NCAA, the athletics association backing student-athletes in the US with tournaments and sporting benefits, issued a statement, quoting Dan Gavitt, NCAA Senior Vice President, saying, “When we fall short on these expectations, it’s on me. I apologise to women’s basketball student-athletes, coaches, and the women’s basketball committee for dropping the ball on the weight rooms in San Antonio.”

Women’s Weight Room Sexism Prompts Outrage And A Renovation

As per latest reports, the NCAA amid statements and further social media outrage rushed to renovate the women’s weight room in San Antonio. Better weights, equipment like benches, bikes and a rowing machine are now available for women basketball players.

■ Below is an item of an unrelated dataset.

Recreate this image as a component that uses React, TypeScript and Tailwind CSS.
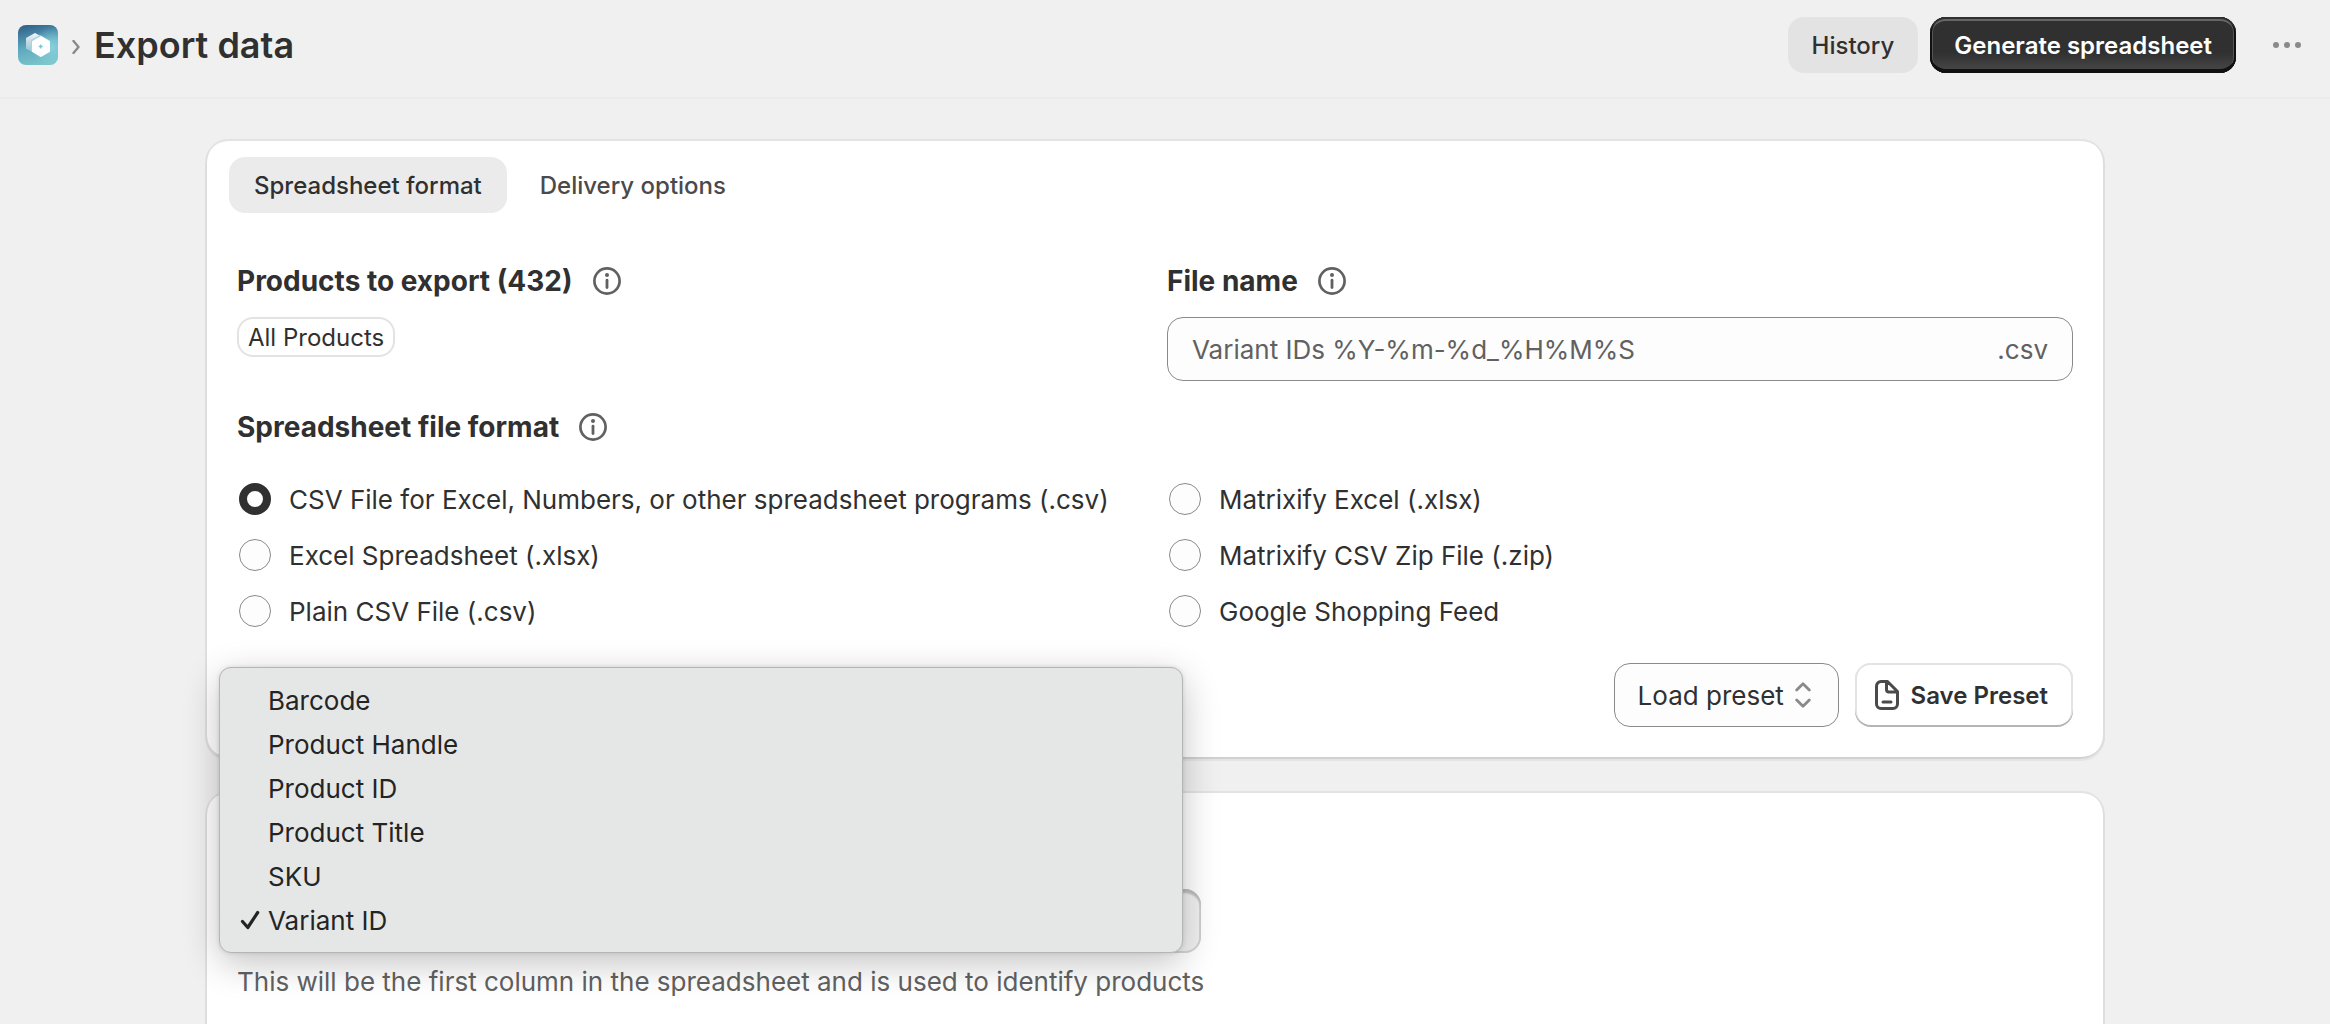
import type { ReactNode } from "react";

const formats = [
    "CSV File for Excel, Numbers, or other spreadsheet programs (.csv)",
    "Matrixify Excel (.xlsx)",
    "Excel Spreadsheet (.xlsx)",
    "Matrixify CSV Zip File (.zip)",
    "Plain CSV File (.csv)",
    "Google Shopping Feed",
];

const columns = ["Barcode", "Product Handle", "Product ID", "Product Title", "SKU", "Variant ID"];

function Logo() {
    return (
        <svg viewBox="0 0 40 40" className="size-10 rounded-lg" aria-hidden="true">
            <defs>
                <linearGradient id="logo-bg" x1="0.4" y1="0" x2="0.65" y2="1">
                    <stop offset="0" stopColor="#34688f" />
                    <stop offset="0.5" stopColor="#5fa9bf" />
                    <stop offset="1" stopColor="#7cc6cb" />
                </linearGradient>
                <radialGradient id="logo-glow" cx="0.85" cy="0.55" r="0.5">
                    <stop offset="0" stopColor="#8ad3de" stopOpacity="0.9" />
                    <stop offset="1" stopColor="#8ad3de" stopOpacity="0" />
                </radialGradient>
                <linearGradient id="logo-back" x1="0" y1="0" x2="0" y2="1">
                    <stop offset="0" stopColor="#fff" stopOpacity="0.95" />
                    <stop offset="1" stopColor="#fff" stopOpacity="0.25" />
                </linearGradient>
            </defs>
            <rect width="40" height="40" fill="url(#logo-bg)" />
            <rect width="40" height="40" fill="url(#logo-glow)" />
            <path d="M17 8l9 5v10.500l-9 5-9-5V13z" fill="url(#logo-back)" />
            <path d="M22 10l10 5.500v11L22 32l-9-6v-11z" fill="#a9d3e0" />
            <path d="M23 11l9 5.200v10.600L23 32l-9-5.200V16.200z" fill="#fff" />
            <path d="M22.700 19.500v4M20.700 21.500h4" stroke="#7cc3d2" strokeWidth="1.300" />
        </svg>
    );
}

function InfoIcon() {
    return (
        <svg viewBox="0 0 28 28" fill="none" className="size-7 shrink-0" aria-hidden="true">
            <circle cx="14" cy="14" r="12.600" stroke="#616161" strokeWidth="2.700" />
            <circle cx="14" cy="8" r="2" fill="#616161" />
            <path d="M14 13.200v7.300" stroke="#616161" strokeWidth="2.800" strokeLinecap="round" />
        </svg>
    );
}

function Heading({ children }: { children: ReactNode }) {
    return (
        <div className="flex h-9 items-center gap-5 text-[28px] leading-9 font-[650]">
            {children}
            <InfoIcon />
        </div>
    );
}

function Header() {
    return (
        <header className="flex h-[99px] items-start justify-between border-b-2 border-[#ebebeb] pt-[17px] pr-1 pl-[18px]">
            <div className="flex h-14 items-center">
                <a href="#" aria-label="Home">
                    <Logo />
                </a>
                <svg viewBox="0 0 8 14" fill="none" className="mx-[14px] mt-1 h-[14px] w-2" aria-hidden="true">
                    <path d="M1.500 1l5 6-5 6" stroke="#8a8a8a" strokeWidth="2.400" strokeLinecap="round" strokeLinejoin="round" />
                </svg>
                <h1 className="text-4xl font-semibold">Export data</h1>
            </div>

            <div className="flex items-center gap-3">
                <button className="h-14 rounded-2xl bg-[#e3e3e3] px-6 pt-[2px] text-2xl font-[550]">History</button>
                <button className="h-14 rounded-2xl bg-[linear-gradient(180deg,#303030_63%,#4a4a4a_100%)] px-6 pt-[2px] text-2xl font-semibold text-white shadow-[inset_0_2px_0_#303030,inset_0_-4px_0_#111,inset_2px_0_0_#111,inset_-2px_0_0_#111,inset_0_4px_0_#666,inset_3px_0_0_#555,inset_-3px_0_0_#555]">
                    Generate spreadsheet
                </button>
                <button aria-label="More actions" className="flex h-14 w-[78px] items-center justify-center">
                    <svg viewBox="0 0 28 6" fill="#8a8a8a" className="h-[6px] w-7">
                        <circle cx="3" cy="3" r="3" />
                        <circle cx="14" cy="3" r="3" />
                        <circle cx="25" cy="3" r="3" />
                    </svg>
                </button>
            </div>
        </header>
    );
}

function FormatCard() {
    return (
        <section className="rounded-3xl bg-white px-8 pt-[18px] pb-8 shadow-[inset_0_2px_0_#e3e3e3,inset_2px_0_0_#dedede,inset_-2px_0_0_#dedede,inset_0_-2px_0_#d0d0d0,0_2px_0_#e4e4e4]">
            <div role="tablist" className="-mx-2 flex gap-2 text-2xl">
                <button
                    role="tab"
                    aria-selected="true"
                    className="h-14 rounded-2xl bg-[#ebebeb] px-[25px] pt-[2px] font-[550]"
                >
                    Spreadsheet format
                </button>
                <button
                    role="tab"
                    aria-selected="false"
                    className="h-14 rounded-2xl px-[25px] pt-[2px] font-[550] text-[#4a4a4a]"
                >
                    Delivery options
                </button>
            </div>

            <div className="mt-[50px] grid grid-cols-2 gap-6">
                <div>
                    <Heading>
                        <h2>Products to export (432)</h2>
                    </Heading>
                    <span className="mt-[18px] inline-flex h-10 items-center rounded-2xl border-2 border-[#e3e3e3] px-[9px] pt-[2px] text-2xl">
                        All Products
                    </span>
                </div>
                <div>
                    <Heading>
                        <label htmlFor="file-name">File name</label>
                    </Heading>
                    <div className="mt-[18px] flex h-16 items-center rounded-2xl border border-[#8a8a8a] bg-[#fdfdfd] px-6 text-[26px] text-[#616161]">
                        <input
                            id="file-name"
                            placeholder="Variant IDs %Y-%m-%d_%H%M%S"
                            className="min-w-0 flex-1 outline-none placeholder:text-[#616161]"
                        />
                        <span>.csv</span>
                    </div>
                </div>
            </div>

            <div className="mt-7">
                <Heading>
                    <h2>Spreadsheet file format</h2>
                </Heading>
            </div>
            <div className="mt-[26px] grid grid-cols-2 gap-x-6">
                {formats.map((format, i) => (
                    <label key={format} className="flex h-14 items-center gap-[18px] pl-[2px] text-[26px]">
                        <input
                            type="radio"
                            name="format"
                            defaultChecked={i === 0}
                            className="size-8 shrink-0 appearance-none rounded-full border border-[#8a8a8a] bg-[#fdfdfd] checked:border-8 checked:border-[#303030]"
                        />
                        {format}
                    </label>
                ))}
            </div>

            <div className="mt-6 flex justify-end gap-4">
                <div className="relative">
                    <select
                        aria-label="Load preset"
                        className="h-16 w-[225px] appearance-none rounded-2xl border border-[#8a8a8a] bg-[#fdfdfd] pl-[23px] text-[26px]"
                    >
                        <option>Load preset</option>
                    </select>
                    <svg
                        viewBox="0 0 16 26"
                        fill="none"
                        className="pointer-events-none absolute top-[19px] right-7 h-[26px] w-4"
                        aria-hidden="true"
                    >
                        <path
                            d="M1.700 8L8 1.700 14.300 8M1.700 18L8 24.300 14.300 18"
                            stroke="#8a8a8a"
                            strokeWidth="2.800"
                            strokeLinecap="round"
                            strokeLinejoin="round"
                        />
                    </svg>
                </div>
                <button className="flex h-16 items-center gap-3 rounded-2xl bg-white pr-[25px] pl-5 text-2xl font-semibold shadow-[inset_0_-2px_0_#b5b5b5,inset_0_2px_0_#e3e3e3,inset_2px_0_0_#e3e3e3,inset_-2px_0_0_#e3e3e3]">
                    <svg viewBox="0 0 24 30" fill="none" className="h-[30px] w-6" aria-hidden="true">
                        <path
                            d="M12.500 1.500H6A4.500 4.500 0 0 0 1.500 6v18A4.500 4.500 0 0 0 6 28.500h12a4.500 4.500 0 0 0 4.500-4.500V11.500zM11.500 1.500V9.500a2.500 2.500 0 0 0 2.500 2.500h8M8 22h8"
                            stroke="#4a4a4a"
                            strokeWidth="3"
                            strokeLinecap="round"
                            strokeLinejoin="round"
                        />
                    </svg>
                    <span className="pt-[2px]">Save Preset</span>
                </button>
            </div>
        </section>
    );
}

function ColumnMenu() {
    return (
        <ul
            role="listbox"
            aria-label="Product identifier"
            className="absolute bottom-0 -left-[18px] w-full rounded-xl border border-[#b4b6b5] bg-[#e5e7e6] py-[10px] text-[26px] text-[#242424] shadow-[0_10px_36px_rgba(0,0,0,0.24),0_0_4px_rgba(0,0,0,0.12)]"
        >
            {columns.map((column) => (
                <li
                    key={column}
                    role="option"
                    aria-selected={column === "Variant ID"}
                    className="flex h-11 items-center pl-5"
                >
                    <span className="w-7">
                        {column === "Variant ID" && (
                            <svg viewBox="0 0 20 20" fill="none" className="size-5" aria-hidden="true">
                                <path
                                    d="M2.500 11.500l5.300 6L17.700 2.500"
                                    stroke="#242424"
                                    strokeWidth="3.200"
                                    strokeLinecap="round"
                                    strokeLinejoin="round"
                                />
                            </svg>
                        )}
                    </span>
                    {column}
                </li>
            ))}
        </ul>
    );
}

function IdentifierCard() {
    return (
        <section className="mt-8 flex-1 rounded-t-3xl bg-white px-8 pt-[98px] shadow-[inset_0_2px_0_#e3e3e3,inset_2px_0_0_#dedede,inset_-2px_0_0_#dedede]">
            <div className="w-[964px]">
                <div className="relative">
                    <select
                        aria-label="Product identifier"
                        aria-describedby="identifier-help"
                        defaultValue="Variant ID"
                        className="block h-16 w-full appearance-none rounded-2xl bg-[#f1f1f1] px-6 text-[26px] shadow-[inset_0_4px_2px_#bdbdbd,inset_0_0_0_2px_#d4d4d4]"
                    >
                        {columns.map((column) => (
                            <option key={column}>{column}</option>
                        ))}
                    </select>
                    <ColumnMenu />
                </div>
                <p id="identifier-help" className="pt-[9px] text-[26px] leading-10 whitespace-nowrap text-[#616161]">
                    This will be the first column in the spreadsheet and is used to identify products
                </p>
            </div>
        </section>
    );
}

export default function App() {
    return (
        <div className="flex min-h-screen flex-col bg-[#f0f0f0] font-['Inter',sans-serif] text-[#303030]">
            <Header />
            <main className="flex flex-1 flex-col pt-10 pr-5">
                <div className="mx-auto flex w-full max-w-[1900px] flex-1 flex-col">
                    <FormatCard />
                    <IdentifierCard />
                </div>
            </main>
        </div>
    );
}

A report by College Game Day shows around the new weight room:

However the issue of sexism in athletics doesn’t seem to have ended with a room upgrade. Basketball player and South Carolina team coach Dawn Staley lashed out at the NCAA for disparities between male and female players that extend beyond workout equipment and into food quality and gifts. On Friday, ahead of the NCAA March Madness basketball tournament, she wrote on Twitter, “The real issue is not the weights or the ‘swag’ bags… their ‘reward’ is different. Women’s basketball is a popular sport… It is sad that the NCAA is not willing to recognise and invest in our growth.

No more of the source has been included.